_Provided entries_
# # # # #
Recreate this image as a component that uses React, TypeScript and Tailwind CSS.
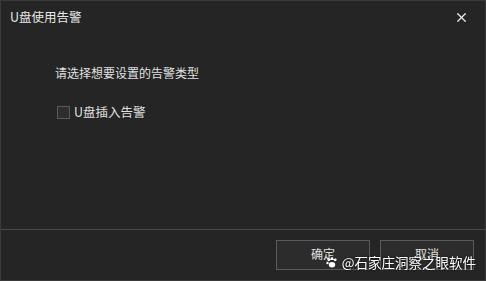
import { X } from "lucide-react";

export default function App() {
  return (
    <div className="w-[486px] h-[281px] bg-[#252525] border border-[#3a3a3a] flex flex-col text-[#e6e6e6] text-[12px] overflow-hidden" style={{ fontFamily: '"Microsoft YaHei", "Noto Sans CJK SC", sans-serif' }}>
      {/* Title bar */}
      <div className="h-[32px] flex items-center justify-between pl-[9px] pr-[16px]">
        <span className="text-[12.5px] text-[#e8e8e8]">U盘使用告警</span>
        <X size={15} strokeWidth={2} className="text-[#ececec]" />
      </div>

      {/* Body */}
      <div className="flex-1 flex flex-col pl-[54px] pt-[31px]">
        <p className="text-[12px] text-[#e0e0e0] leading-[18px]">请选择想要设置的告警类型</p>
        <label className="flex items-center gap-[4px] mt-[21px] ml-[2px]">
          <span className="w-[13px] h-[13px] border border-[#5a5a5a] bg-[#2e2e2e]" />
          <span className="text-[12.5px] text-[#e0e0e0] leading-[18px]">U盘插入告警</span>
        </label>
      </div>

      {/* Footer */}
      <div className="h-[51px] border-t border-[#4a4a4a] relative flex justify-end items-start gap-[10px] pr-[11px] pt-[10px]">
        <button className="w-[94px] h-[30px] border border-[#5a5a5a] bg-[#2c2c2c] text-[12px] text-[#e0e0e0] pb-[2px]">确定</button>
        <button className="w-[94px] h-[30px] border border-[#5a5a5a] bg-[#2c2c2c] text-[12px] text-[#e0e0e0] pb-[2px]">取消</button>

        {/* Watermark */}
        <div className="absolute right-[9px] top-[22px] flex items-center gap-[4px] text-white text-[13.5px] leading-[20px]">
          <svg width="12" height="11" viewBox="0 0 13 12" fill="white">
            <circle cx="3" cy="3" r="1.5" />
            <circle cx="6.5" cy="1.8" r="1.5" />
            <circle cx="10" cy="3" r="1.5" />
            <circle cx="1.6" cy="6.6" r="1.3" />
            <ellipse cx="6.5" cy="8.5" rx="3.5" ry="3" />
          </svg>
          <span className="drop-shadow-[0_0_1px_rgba(0,0,0,0.8)]">@石家庄洞察之眼软件</span>
        </div>
      </div>
    </div>
  );
}
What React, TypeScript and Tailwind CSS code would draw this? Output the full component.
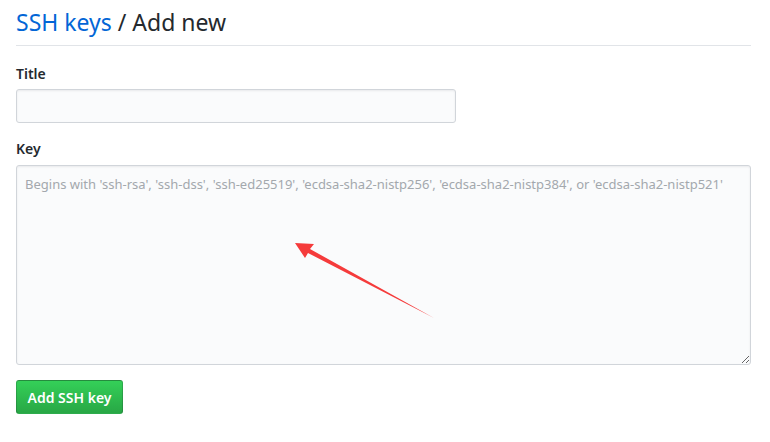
# # # # #
_Written task_
Wherever the word "this" occurs in a line of the listing, copy that line.

_Finished answer_
Recreate this image as a component that uses React, TypeScript and Tailwind CSS.
What React, TypeScript and Tailwind CSS code would draw this? Output the full component.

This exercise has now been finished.